Counsellor of the Republican’s Mufti, Dr. Magdy Ashour told Egypt Today on Sunday:
This currency is used directly to fund terrorists.
The announcement comes less than a month after the Head of the Egyptian Financial Supervisory Authority, Mohamed Omran, recommended that citizens there should refrain from trading digital currencies. On December 17, 2017, he declared that Bitcoin trading was illegitimate in Egypt.
The staunch anti-Bitcoin sentiment of Egypt’s legislators has been echoed elsewhere in the Muslim world too. According to the Middle East Monitor, Saudi Minister, Assim Al-Hakim recently declared the currency as contraband:
“…it is a cryptographic form of money that is vague and gives namelessness to crooks… We know that bitcoins remain anonymous when you deal with it… which means that it’s an open gate for money laundering, drug money and haram [forbidden] money… Muslims should not get involved in such dubious transactions simply to make a quick buck, to make a quick profit. This is not an Islamic concept.”

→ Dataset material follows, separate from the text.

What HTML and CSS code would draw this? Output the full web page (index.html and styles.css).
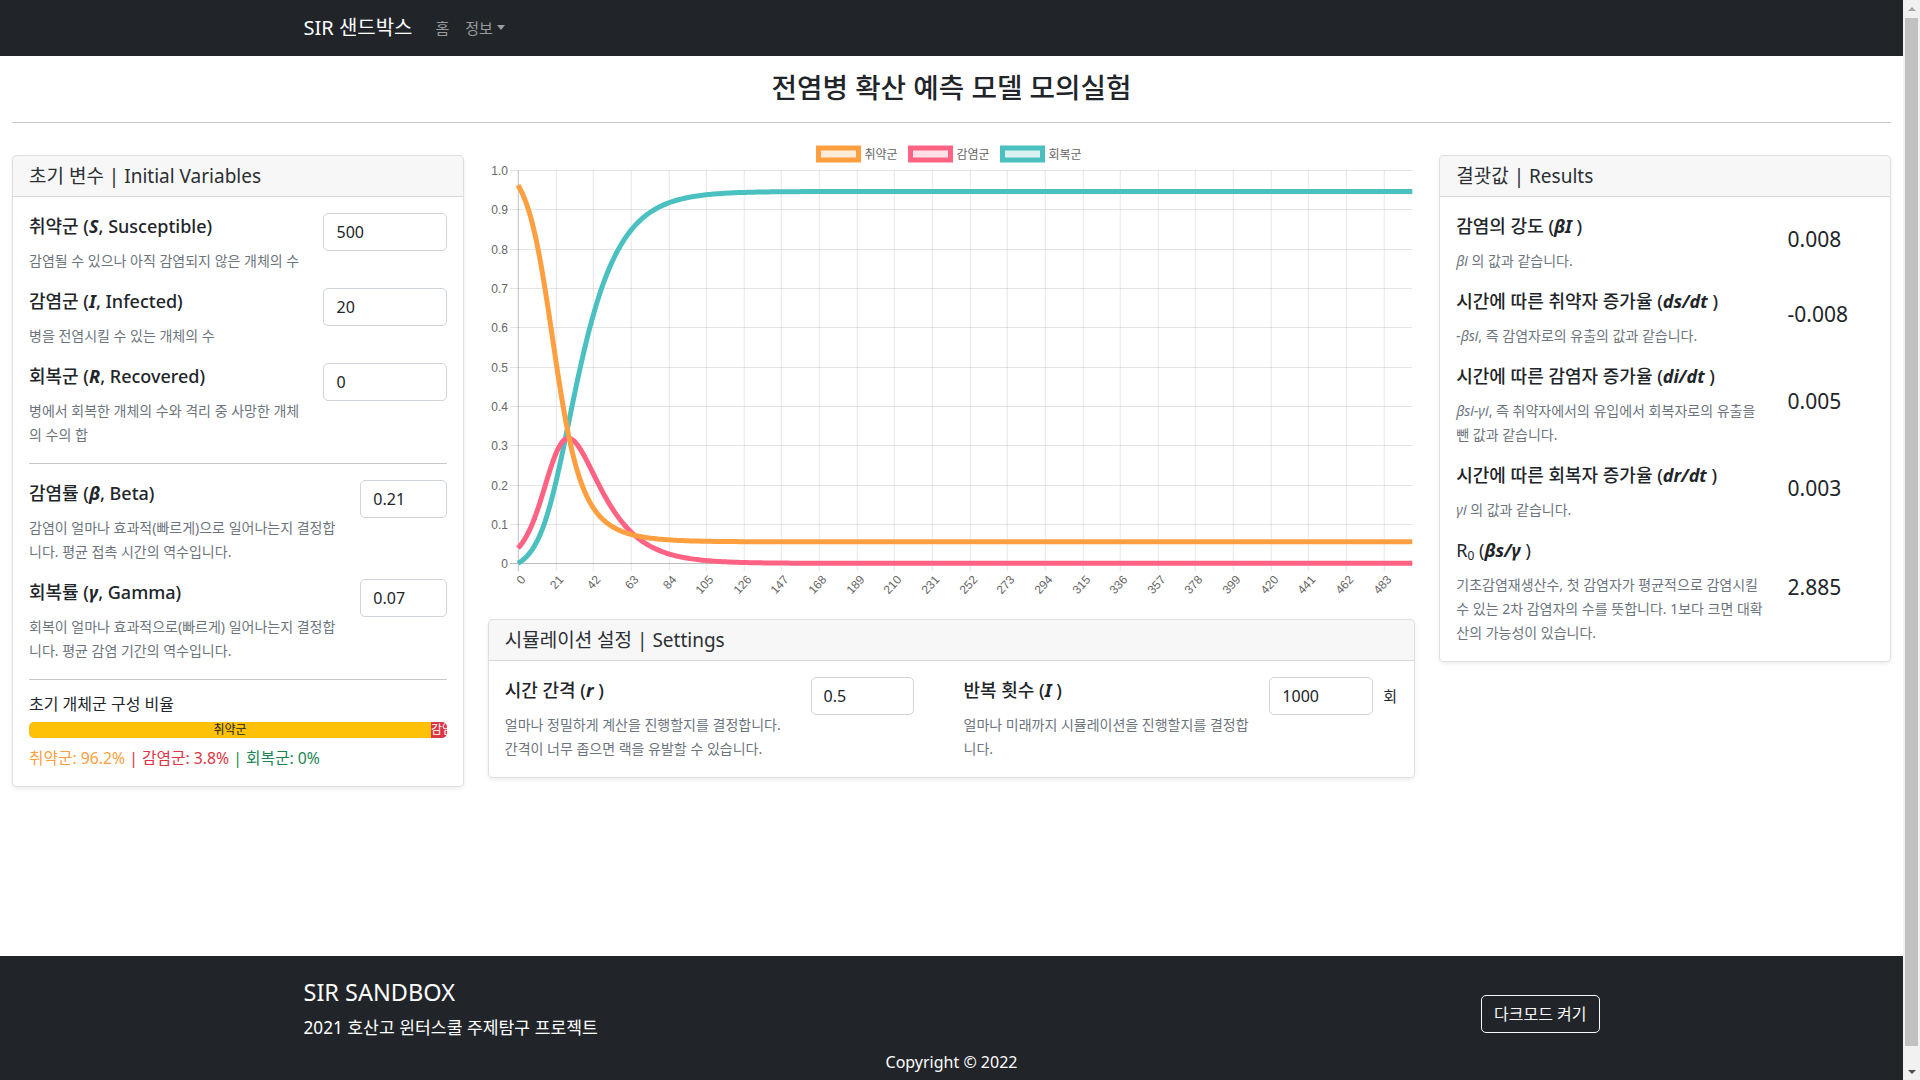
FILE: index.html
```html
<!DOCTYPE html>
<html lang="ko">
<head>
<meta charset="utf-8">
<title>SIR 샌드박스</title>
<link rel="stylesheet" href="styles.css">
</head>
<body>
<nav class="navbar">
  <div class="container nav-inner">
    <a class="brand">SIR 샌드박스</a>
    <a class="nav-link">홈</a>
    <a class="nav-link dropdown">정보</a>
  </div>
</nav>

<main class="main">
  <h3 class="page-title">전염병 확산 예측 모델 모의실험</h3>
  <hr class="divider">

  <div class="row layout">
    <div class="col-3">
      <div class="card">
        <div class="card-header">초기 변수 | Initial Variables</div>
        <div class="card-body">
          <div class="row item">
            <div class="col-8">
              <div class="label">취약군 (<i>S</i>, Susceptible)</div>
              <div class="desc">감염될 수 있으나 아직 감염되지 않은 개체의 수</div>
            </div>
            <div class="col-4"><input class="form-control" type="text" value="500"></div>
          </div>
          <div class="row item">
            <div class="col-8">
              <div class="label">감염군 (<i>I</i>, Infected)</div>
              <div class="desc">병을 전염시킬 수 있는 개체의 수</div>
            </div>
            <div class="col-4"><input class="form-control" type="text" value="20"></div>
          </div>
          <div class="row item">
            <div class="col-8">
              <div class="label">회복군 (<i>R</i>, Recovered)</div>
              <div class="desc">병에서 회복한 개체의 수와 격리 중 사망한 개체<br>의 수의 합</div>
            </div>
            <div class="col-4"><input class="form-control" type="text" value="0"></div>
          </div>
          <hr class="sep">
          <div class="row item">
            <div class="col-9">
              <div class="label">감염률 (<i>β</i>, Beta)</div>
              <div class="desc">감염이 얼마나 효과적(빠르게)으로 일어나는지 결정합<br>니다. 평균 접촉 시간의 역수입니다.</div>
            </div>
            <div class="col-3"><input class="form-control" type="text" value="0.21"></div>
          </div>
          <div class="row item">
            <div class="col-9">
              <div class="label">회복률 (<i>γ</i>, Gamma)</div>
              <div class="desc">회복이 얼마나 효과적으로(빠르게) 일어나는지 결정합<br>니다. 평균 감염 기간의 역수입니다.</div>
            </div>
            <div class="col-3"><input class="form-control" type="text" value="0.07"></div>
          </div>
          <hr class="sep">
          <div class="ratio-title">초기 개체군 구성 비율</div>
          <div class="progress">
            <div class="bar bar-s" style="width: 96.2%">취약군</div>
            <div class="bar bar-i" style="width: 3.8%">감염군</div>
            <div class="bar bar-r" style="width: 0%">회복군</div>
          </div>
          <div class="ratio-text"><span class="c-s">취약군: 96.2%</span><span class="c-i"> | 감염군: 3.8%</span><span class="c-r"> | 회복군: 0%</span></div>
        </div>
      </div>
    </div>

    <div class="col-6">
      <div class="chart-wrap">
        <svg id="chart" width="100%" height="464"></svg>
      </div>
      <div class="card settings">
        <div class="card-header">시뮬레이션 설정 | Settings</div>
        <div class="card-body">
          <div class="row">
            <div class="col-6">
              <div class="row">
                <div class="col-8">
                  <div class="label">시간 간격 (<i>r</i> )</div>
                  <div class="desc">얼마나 정밀하게 계산을 진행할지를 결정합니다.<br>간격이 너무 좁으면 랙을 유발할 수 있습니다.</div>
                </div>
                <div class="col-4">
                  <div class="input-group"><input class="form-control" type="text" value="0.5"><span class="unit"></span></div>
                </div>
              </div>
            </div>
            <div class="col-6">
              <div class="row">
                <div class="col-8">
                  <div class="label">반복 횟수 (<i>I</i> )</div>
                  <div class="desc">얼마나 미래까지 시뮬레이션을 진행할지를 결정합<br>니다.</div>
                </div>
                <div class="col-4">
                  <div class="input-group"><input class="form-control" type="text" value="1000"><span class="unit">회</span></div>
                </div>
              </div>
            </div>
          </div>
        </div>
      </div>
    </div>

    <div class="col-3">
      <div class="card">
        <div class="card-header">결괏값 | Results</div>
        <div class="card-body">
          <div class="row item result">
            <div class="col-9">
              <div class="label">감염의 강도 (<i>βI</i> )</div>
              <div class="desc"><i>βi</i> 의 값과 같습니다.</div>
            </div>
            <div class="col-3"><div class="value">0.008</div></div>
          </div>
          <div class="row item result">
            <div class="col-9">
              <div class="label">시간에 따른 취약자 증가율 (<i>ds/dt</i> )</div>
              <div class="desc"><i>-βsi</i>, 즉 감염자로의 유출의 값과 같습니다.</div>
            </div>
            <div class="col-3"><div class="value">-0.008</div></div>
          </div>
          <div class="row item result">
            <div class="col-9">
              <div class="label">시간에 따른 감염자 증가율 (<i>di/dt</i> )</div>
              <div class="desc"><i>βsi-γi</i>, 즉 취약자에서의 유입에서 회복자로의 유출을<br>뺀 값과 같습니다.</div>
            </div>
            <div class="col-3"><div class="value">0.005</div></div>
          </div>
          <div class="row item result">
            <div class="col-9">
              <div class="label">시간에 따른 회복자 증가율 (<i>dr/dt</i> )</div>
              <div class="desc"><i>γi</i> 의 값과 같습니다.</div>
            </div>
            <div class="col-3"><div class="value">0.003</div></div>
          </div>
          <div class="row item result last">
            <div class="col-9">
              <div class="label r0">R<sub>0</sub> (<i>βs/γ</i> )</div>
              <div class="desc">기초감염재생산수, 첫 감염자가 평균적으로 감염시킬<br>수 있는 2차 감염자의 수를 뜻합니다. 1보다 크면 대확<br>산의 가능성이 있습니다.</div>
            </div>
            <div class="col-3"><div class="value">2.885</div></div>
          </div>
        </div>
      </div>
    </div>
  </div>
</main>

<footer class="footer">
  <div class="container">
    <div class="footer-row">
      <div>
        <h4 class="footer-title">SIR SANDBOX</h4>
        <p class="footer-sub">2021 호산고 윈터스쿨 주제탐구 프로젝트</p>
      </div>
      <button class="btn-outline" type="button">다크모드 켜기</button>
    </div>
  </div>
  <div class="copyright">Copyright © 2022</div>
</footer>

<div class="fake-scrollbar" aria-hidden="true">
  <span class="sb-btn sb-up"></span>
  <span class="sb-thumb"></span>
  <span class="sb-btn sb-down"></span>
</div>

<script src="script.js"></script>
</body>
</html>
```

FILE: styles.css
```css
* { box-sizing: border-box; }

body {
  margin: 0 17px 0 0;
  font-family: "Noto Sans", "Noto Sans CJK KR", sans-serif;
  font-size: 16px;
  line-height: 1.5;
  color: #212529;
  background: #fff;
}

/* scrollbar look-alike (overlay on the right edge) */
.fake-scrollbar {
  position: fixed;
  top: 0;
  right: 0;
  width: 17px;
  height: 100vh;
  background: #f1f1f1;
  display: flex;
  flex-direction: column;
}
.sb-btn {
  flex: 0 0 17px;
  display: flex;
  align-items: center;
  justify-content: center;
}
.sb-btn::before {
  content: "";
  border-left: 4px solid transparent;
  border-right: 4px solid transparent;
}
.sb-up::before { border-bottom: 4px solid #a3a3a3; }
.sb-down::before { border-top: 4px solid #505050; }
.sb-thumb {
  flex: 1 1 auto;
  margin: 1px 2px 17px;
  background: #c1c1c1;
}

.container {
  max-width: 1320px;
  margin: 0 auto;
  padding: 0 12px;
}

/* navbar */
.navbar { background: #212529; }
.nav-inner {
  display: flex;
  align-items: center;
  height: 56px;
}
.brand {
  color: #fff;
  font-size: 20px;
  line-height: 28px;
  margin-right: 15px;
}
.nav-link {
  color: rgba(255, 255, 255, .55);
  font-size: 15px;
  padding: 0 8px;
}
.dropdown::after {
  content: "";
  display: inline-block;
  margin-left: 4px;
  vertical-align: 4px;
  border-top: 5px solid;
  border-left: 4px solid transparent;
  border-right: 4px solid transparent;
}

/* main */
.main { padding: 0 12px; }
.page-title {
  margin: 14px 0 0;
  font-size: 27.7px;
  line-height: 34px;
  font-weight: 500;
  text-align: center;
}
.divider {
  margin: 18px 0 0;
  height: 0;
  border: 0;
  border-top: 1px solid rgba(33, 37, 41, .25);
}

/* grid */
.row {
  display: flex;
  margin-left: -12px;
  margin-right: -12px;
}
.col-3, .col-4, .col-6, .col-8, .col-9 {
  padding-left: 12px;
  padding-right: 12px;
  min-width: 0;
}
.col-3 { flex: 0 0 25%; }
.col-4 { flex: 0 0 33.333333%; }
.col-6 { flex: 0 0 50%; }
.col-8 { flex: 0 0 66.666667%; }
.col-9 { flex: 0 0 75%; }

.layout { margin-top: 16px; align-items: flex-start; }
.layout > .col-3 > .card { margin-top: 16px; }

/* card */
.card {
  background: #fff;
  border: 1px solid rgba(0, 0, 0, .125);
  border-radius: 5px;
  box-shadow: 0 2px 4px rgba(0, 0, 0, .075);
}
.card-header {
  background: rgba(0, 0, 0, .03);
  border-bottom: 1px solid rgba(0, 0, 0, .125);
  border-radius: 4px 4px 0 0;
  padding: 8px 16px;
  font-size: 19px;
  line-height: 24px;
  color: #2b2f33;
}
.card-body { padding: 16px; }

.item { margin-bottom: 15px; }
.item.last { margin-bottom: 0; }

.label {
  font-size: 18px;
  line-height: 26px;
  font-weight: 500;
  margin-bottom: 10px;
  white-space: nowrap;
}
.label i { font-weight: 700; }
.label sub {
  font-size: 12px;
  line-height: 0;
  vertical-align: -3px;
  font-weight: 400;
}
.r0 { font-weight: 400; }
.r0 i { font-weight: 700; }

.desc {
  font-size: 14px;
  line-height: 24px;
  color: #6c757d;
  white-space: nowrap;
}

.form-control {
  display: block;
  width: 100%;
  height: 38px;
  padding: 6px 12px;
  font-family: inherit;
  font-size: 16px;
  line-height: 24px;
  color: #212529;
  background: #fff;
  border: 1px solid #ced4da;
  border-radius: 5px;
}

.sep {
  margin: 16px 0;
  height: 0;
  border: 0;
  border-top: 1px solid rgba(33, 37, 41, .25);
}

.ratio-title {
  font-size: 16px;
  line-height: 18px;
  margin-top: -1px;
  margin-bottom: 9px;
}
.progress {
  display: flex;
  height: 16px;
  background: #e9ecef;
  border-radius: 5px;
  overflow: hidden;
  font-size: 12px;
  line-height: 16px;
  margin-bottom: 8px;
}
.bar {
  display: flex;
  flex-direction: column;
  justify-content: center;
  overflow: hidden;
  white-space: nowrap;
  text-align: center;
}
.bar-s { background: #ffc107; color: #212529; }
.bar-i { background: #dc3545; color: #fff; }
.bar-r { background: #198754; color: #fff; }

.ratio-text {
  font-size: 15.75px;
  line-height: 24px;
}
.c-s { color: #ff9f40; }
.c-i { color: #dc3545; }
.c-r { color: #198754; }

/* results */
.result { align-items: center; }
.value {
  font-size: 21px;
  line-height: 25px;
  margin-bottom: 8px;
}

/* chart + settings */
.chart-wrap { height: 464px; }
#chart { display: block; }
.tick {
  font-family: "Liberation Sans", "Noto Sans CJK KR", sans-serif;
  font-size: 12px;
  fill: #666;
}
.settings { margin-top: 16px; }
.input-group { display: flex; align-items: center; }
.input-group .form-control { flex: 1 1 auto; width: 1%; }
.unit {
  flex: 0 0 25px;
  padding-left: 10px;
  font-size: 15px;
  line-height: 24px;
}

/* footer */
.footer {
  margin-top: 169px;
  background: #212529;
  color: #fff;
  padding-top: 22px;
  padding-bottom: 16px;
}
.footer-row {
  display: flex;
  align-items: center;
  justify-content: space-between;
}
.footer-title {
  margin: 0 0 9px;
  font-size: 23.5px;
  line-height: 29px;
  font-weight: 400;
}
.footer-sub {
  margin: 0 0 10px;
  font-size: 17.2px;
  line-height: 24px;
}
.btn-outline {
  font-family: inherit;
  font-size: 16px;
  line-height: 24px;
  padding: 6px 12px;
  color: #f8f9fa;
  background: transparent;
  border: 1px solid #f8f9fa;
  border-radius: 5px;
}
.copyright {
  text-align: center;
  font-size: 16px;
  line-height: 24px;
}
```

FILE: script.js
```js
(function () {
  var svg = document.getElementById('chart');
  var NS = 'http://www.w3.org/2000/svg';
  var L = 30, R = 924.3, T = 31, B = 424.3;
  var N = 500;
  var step = (R - L) / (N - 1);

  function el(tag, attrs, text) {
    var e = document.createElementNS(NS, tag);
    for (var k in attrs) e.setAttribute(k, attrs[k]);
    if (text != null) e.textContent = text;
    svg.appendChild(e);
    return e;
  }

  // horizontal grid + y labels
  for (var k = 0; k <= 10; k++) {
    var y = Math.round(B - k * (B - T) / 10) + 0.5;
    el('line', { x1: 22, x2: R, y1: y, y2: y,
      stroke: k === 0 ? 'rgba(0,0,0,0.25)' : 'rgba(0,0,0,0.1)', 'stroke-width': 1 });
    var lbl = k === 10 ? '1.0' : (k === 0 ? '0' : (k / 10).toFixed(1));
    el('text', { x: 20, y: y, 'text-anchor': 'end', 'dominant-baseline': 'central', 'class': 'tick' }, lbl);
  }

  // vertical grid + x labels
  for (var i = 0; i < N; i += 21) {
    var x = Math.round(L + i * step) + 0.25;
    el('line', { x1: x, x2: x, y1: T, y2: B + 8,
      stroke: i === 0 ? 'rgba(0,0,0,0.25)' : 'rgba(0,0,0,0.1)', 'stroke-width': 1 });
    el('text', { x: 0, y: 0, transform: 'translate(' + (x + 5) + ',' + (B + 14) + ') rotate(-48)',
      'text-anchor': 'end', 'dominant-baseline': 'central', 'class': 'tick' }, String(i));
  }

  // SIR simulation (Euler, dt = 0.5, 1000 iterations)
  var s = 500 / 520, inf = 20 / 520, r = 0;
  var beta = 0.21, gamma = 0.07, dt = 0.5;
  var S = [], I = [], Rc = [];
  for (var n = 0; n < 1000; n++) {
    if (n % 2 === 0) { S.push(s); I.push(inf); Rc.push(r); }
    var ds = -beta * s * inf, di = beta * s * inf - gamma * inf, dr = gamma * inf;
    s += ds * dt; inf += di * dt; r += dr * dt;
  }

  function line(data, color) {
    var pts = [];
    for (var j = 0; j < data.length; j++) {
      pts.push((L + j * step).toFixed(2) + ',' + (B - data[j] * (B - T)).toFixed(2));
    }
    el('polyline', { points: pts.join(' '), fill: 'none', stroke: color,
      'stroke-width': 5, 'stroke-linejoin': 'round' });
  }
  line(Rc, 'rgb(75,192,192)');
  line(I, 'rgb(255,99,132)');
  line(S, 'rgb(255,159,64)');

  // legend
  var items = [
    { x: 330.5, label: '취약군', stroke: 'rgb(255,159,64)', fill: 'rgba(255,159,64,0.2)' },
    { x: 422.5, label: '감염군', stroke: 'rgb(255,99,132)', fill: 'rgba(255,99,132,0.2)' },
    { x: 514.5, label: '회복군', stroke: 'rgb(75,192,192)', fill: 'rgba(75,192,192,0.2)' }
  ];
  items.forEach(function (it) {
    el('rect', { x: it.x, y: 9, width: 40, height: 12, fill: it.fill, stroke: it.stroke, 'stroke-width': 5 });
    el('text', { x: it.x + 46, y: 15.5, 'dominant-baseline': 'central', 'class': 'tick' }, it.label);
  });
})();
```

Whilst it’s hardly surprising that a belief system which exerts as much control over people as Islam finds the anarchic digital currency that is Bitcoin a threat, it is a shame that Egypt is not more welcoming of financial innovation. According to Egypt Today, most of the 93 million people living there are without bank accounts. It’s in such localities that Bitcoin and other cryptocurrencies could be most effective. Bitcoin allows its users to become their own bank. They needn’t get permission from any entity to transact using the network, and they can do so without access to traditional banking infrastructure. It represents a form of financial freedom that many governments across the globe are understandably wary of. However, in the case of Egypt, because electronic banking lacks regulations for digital currency, retailers are unable to accept it as a means of payment. This unfortunately dramatically reduces the revolutionary potential of Bitcoin.